When reflecting on social media’s role in her career, Brunson described the platform as a place where she didn’t have to wait for a chance to showcase her unique humor and writing. She used her talents and freely produced content directly for her viewers. Upon approaching newer platforms like TikTok, Brunson reported that she was “learning from afar” and liked seeing the editing features young creators would play with. She also shared her personal love-hate relationship with social media, particularly Twitter.


“Sometimes I listen to Jazmine Sullivan songs and I think, that’s me and Twitter. I don’t have man problems, I have Twitter problems,” she said. She characterized the platform as a place of great social discourse and learning, but not an ideal place for community due to continuous negativity. 

Brunson also described her experience as a Black woman in entertainment and the challenges she faced throughout her career. She discusses the Black and white influencer pay gap, an effect of “trickle-down” racism. There are fewer roles for Black women, often pitting Black people against each other for a particular spot or role. 

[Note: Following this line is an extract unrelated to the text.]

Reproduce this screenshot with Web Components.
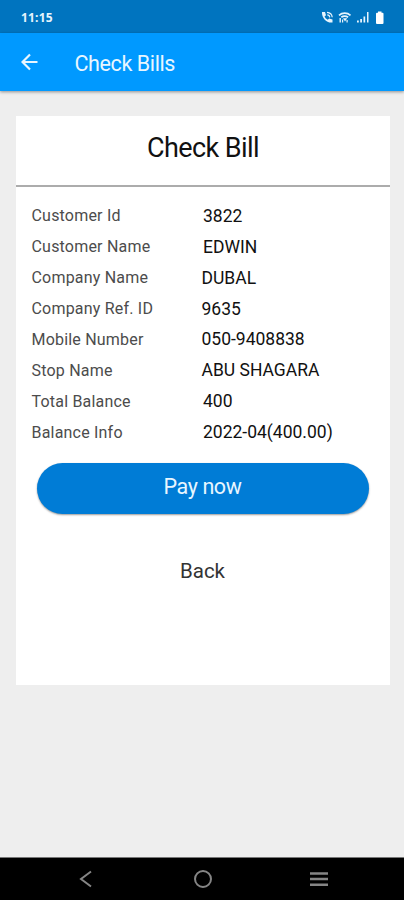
<!DOCTYPE html>
<html lang="en">
<head>
<meta charset="utf-8">
<meta name="viewport" content="width=device-width, initial-scale=1">
<title>Check Bills</title>
<style>
  html, body {
    height: 100%;
    margin: 0;
  }
  body {
    --status-color: #0074bf;
    --primary-color: #0099ff;
    --button-color: #007cd6;
    --page-bg: #eeeeee;
    display: flex;
    flex-direction: column;
    overflow: hidden;
    background: var(--page-bg);
    font-family: Roboto, "Liberation Sans", sans-serif;
  }
  main {
    flex: 1;
    padding: 25px 14px 0 16px;
  }
</style>
</head>
<body>
<status-bar time="11:15"></status-bar>
<app-header title="Check Bills"></app-header>
<main>
  <bill-card>
    <span slot="title">Check Bill</span>
    <bill-row label="Customer Id" inset>3822</bill-row>
    <bill-row label="Customer Name" inset>EDWIN</bill-row>
    <bill-row label="Company Name">DUBAL</bill-row>
    <bill-row label="Company Ref. ID">9635</bill-row>
    <bill-row label="Mobile Number">050-9408838</bill-row>
    <bill-row label="Stop Name">ABU SHAGARA</bill-row>
    <bill-row label="Total Balance" inset>400</bill-row>
    <bill-row label="Balance Info" inset>2022-04(400.00)</bill-row>
    <action-button slot="actions" kind="primary">Pay now</action-button>
    <action-button slot="actions" kind="plain">Back</action-button>
  </bill-card>
</main>
<nav-bar></nav-bar>

<script>
// Phone status bar: clock on the left, signal icons on the right
class StatusBar extends HTMLElement {
  constructor() {
    super();
    this.attachShadow({ mode: "open" });
  }

  connectedCallback() {
    this.shadowRoot.innerHTML = `
      <style>
        :host {
          display: flex;
          align-items: center;
          justify-content: space-between;
          box-sizing: border-box;
          height: 33px;
          padding: 1px 18px 0 21px;
          background: var(--status-color);
          color: #e6f4fd;
        }
        .time {
          padding-top: 1px;
          font: 700 12px/14px "Open Sans", sans-serif;
          letter-spacing: 0.2px;
        }
        svg {
          display: block;
        }
      </style>
      <span class="time">${this.getAttribute("time")}</span>
      <svg width="65" height="16" viewBox="0 0 65 16" fill="currentColor">
        <!-- call -->
        <path d="M1 3h3l1 3.2-1.5 1.4c.8 1.5 1.8 2.5 3.2 3.2l1.5-1.4 3.3 1v3.1C6 14.5.5 9 1 3z"/>
        <path d="M6 3.3c3 .2 5 2.2 5.2 5M6.3 5.8c1.4.1 2.3 1 2.5 2.5" fill="none" stroke="currentColor" stroke-width="1.2"/>
        <!-- wifi -->
        <path d="M18 6.3c3.3-3 8.2-3 11.5 0M20.3 8.3c2-1.5 4.7-1.5 6.8 0" fill="none" stroke="currentColor" stroke-width="1.7"/>
        <path d="M22 9.2h4.2L24 12.5zM18.5 9h1.4v4.5h-1.4zM21 10.5h1.2v3H21zM25.5 11h1.2v2.5h-1.2z"/>
        <!-- mobile signal -->
        <path d="M36 11.5h1.8v2H36zM39.2 10h1.8v3.5h-1.8zM42.5 7.5h1.7v6h-1.7zM46 3h1.5v10.5H46z"/>
        <!-- battery -->
        <path d="M57 2.5h3.5v1.2h1a1 1 0 0 1 1 1V14a1 1 0 0 1-1 1H56a1 1 0 0 1-1-1V4.7a1 1 0 0 1 1-1h1z" fill="#fff"/>
      </svg>
    `;
  }
}

// Blue header with the back arrow
class AppHeader extends HTMLElement {
  constructor() {
    super();
    this.attachShadow({ mode: "open" });
  }

  connectedCallback() {
    const title = this.getAttribute("title") || "";

    this.shadowRoot.innerHTML = `
      <style>
        :host {
          display: flex;
          align-items: center;
          gap: 36.5px;
          height: 58px;
          padding-left: 21px;
          background: var(--primary-color);
          color: #e8f6ff;
          box-shadow: 0 1px 3px rgba(0, 0, 0, 0.4);
        }
        h1 {
          margin: 0;
          padding-top: 3px;
          font-size: 21.5px;
          font-weight: 400;
          line-height: 28px;
          letter-spacing: -0.4px;
        }
      </style>
      <svg width="17" height="18" viewBox="0 0 17 18" fill="none" stroke="currentColor" stroke-width="2.2">
        <path d="M16.5 9H2M9 1.5L1.5 9 9 16.5"/>
      </svg>
      <h1>${title}</h1>
    `;
  }
}

// White card: title, rule, rows and actions
class BillCard extends HTMLElement {
  constructor() {
    super();
    this.attachShadow({ mode: "open" });
  }

  connectedCallback() {
    this.shadowRoot.innerHTML = `
      <style>
        :host {
          display: block;
          height: 569px;
          background: #fff;
        }
        h2 {
          margin: 0;
          height: 71px;
          box-sizing: border-box;
          padding-top: 16px;
          border-bottom: 2px solid #acacac;
          font-size: 27px;
          font-weight: 400;
          line-height: 32px;
          letter-spacing: -0.6px;
          text-align: center;
          color: #111;
        }
        .rows {
          padding: 13.4px 0 0 15.5px;
        }
        .actions {
          display: flex;
          flex-direction: column;
          gap: 33px;
          padding: 15.4px 21.5px 0 20.5px;
        }
      </style>
      <h2><slot name="title"></slot></h2>
      <div class="rows"><slot></slot></div>
      <div class="actions"><slot name="actions"></slot></div>
    `;
  }
}

// Label and value pair
class BillRow extends HTMLElement {
  constructor() {
    super();
    this.attachShadow({ mode: "open" });
  }

  connectedCallback() {
    this.shadowRoot.innerHTML = `
      <style>
        :host {
          display: flex;
          align-items: center;
          height: 30.9px;
          white-space: nowrap;
        }
        .label {
          width: 170px;
          font-size: 16px;
          letter-spacing: 0.2px;
          color: #4c4c4c;
        }
        .value {
          font-size: 17.5px;
          color: #111;
        }
        :host([inset]) .value {
          padding-left: 1.5px;
        }
      </style>
      <span class="label">${this.getAttribute("label")}</span>
      <span class="value"><slot></slot></span>
    `;
  }
}

// Card button, filled or text only
class ActionButton extends HTMLElement {
  constructor() {
    super();
    this.attachShadow({ mode: "open" });
  }

  connectedCallback() {
    this.shadowRoot.innerHTML = `
      <style>
        :host {
          display: block;
        }
        button {
          display: block;
          width: 100%;
          height: 51px;
          padding: 0 0 3px;
          border: 0;
          border-radius: 26px;
          background: none;
          font: 400 20.5px/26px Roboto, sans-serif;
          color: #333;
        }
        :host([kind="primary"]) button {
          background: var(--button-color);
          color: #e8f6ff;
          font-size: 21.5px;
          letter-spacing: -0.4px;
          box-shadow: 0 1px 2px rgba(0, 0, 0, 0.4);
        }
      </style>
      <button type="button"><slot></slot></button>
    `;
  }
}

// System navigation: back, home, recents
class NavBar extends HTMLElement {
  constructor() {
    super();
    this.attachShadow({ mode: "open" });
  }

  connectedCallback() {
    this.shadowRoot.innerHTML = `
      <style>
        :host {
          display: flex;
          align-items: center;
          justify-content: space-between;
          box-sizing: border-box;
          height: 43px;
          padding: 0 75px 0 76px;
          border-top: 1px solid #777;
          background: #000;
          color: #858585;
        }
      </style>
      <svg width="20" height="20" viewBox="0 0 20 20" fill="none" stroke="currentColor" stroke-width="2">
        <path d="M15 2.5L5 10l10 7.5"/>
      </svg>
      <svg width="20" height="20" viewBox="0 0 20 20" fill="none" stroke="currentColor" stroke-width="2">
        <circle cx="10" cy="10" r="8"/>
      </svg>
      <svg width="20" height="20" viewBox="0 0 20 20" fill="none" stroke="currentColor" stroke-width="2.5">
        <path d="M1 4.5h18M1 10h18M1 15.7h18"/>
      </svg>
    `;
  }
}

customElements.define("status-bar", StatusBar);
customElements.define("app-header", AppHeader);
customElements.define("bill-card", BillCard);
customElements.define("bill-row", BillRow);
customElements.define("action-button", ActionButton);
customElements.define("nav-bar", NavBar);
</script>
</body>
</html>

Brunson defined these as the “boxes” that Black people and other minorities are often placed into in the media. An example of this is rewriting Black, genderqueer stories under the “Awkward Black Girl” trope. Trying to break such molds is seen as radical and political, rather than just candid storytelling. 

“From people not remembering your name, to being the only Black person in the room, Brunson remarked on these difficulties and also shared advice for Black women entering this industry.”

Furthermore, Brunson used the word “rare” to describe the experience of working on “A Black Lady Sketch Show” with an all-Black cast where the women could learn from each other rather than have to compete with one another. 

“I’m not sure it will happen anywhere else,” she recalled. “There’s a sisterhood there that only comes from knowing how fucking difficult it is to be in this industry.” 

From people not remembering your name, to being the only Black person in the room, Brunson remarked on these difficulties and also shared advice for Black women entering this industry. 

Her number one tip: protect your “piece.” She explained that people will ask for many “pieces” of you, such as where you stand politically, simply because you are a minority. Brunson remarked that while this is unfair, especially in the face of community trauma broadcasted in the news, you shouldn’t be expected to give so much of yourself. She advises to always check in with what you are comfortable sharing and to talk about things when you are ready. 

When asked how she finds courage to take leaps in her career, Brunson said she begins by asserting the confidence that she will always figure out a way to support herself first. She also related hesitancy to taking risks with “Black kids,” who she says especially have this fear of not succeeding in what they want to pursue.

“I think the only way to survive it, and be alive, and come out on the other side is through community,” she stated. She is thankful for her connections with people who nurtured her and who inspire her to tell the stories she is passionate about telling.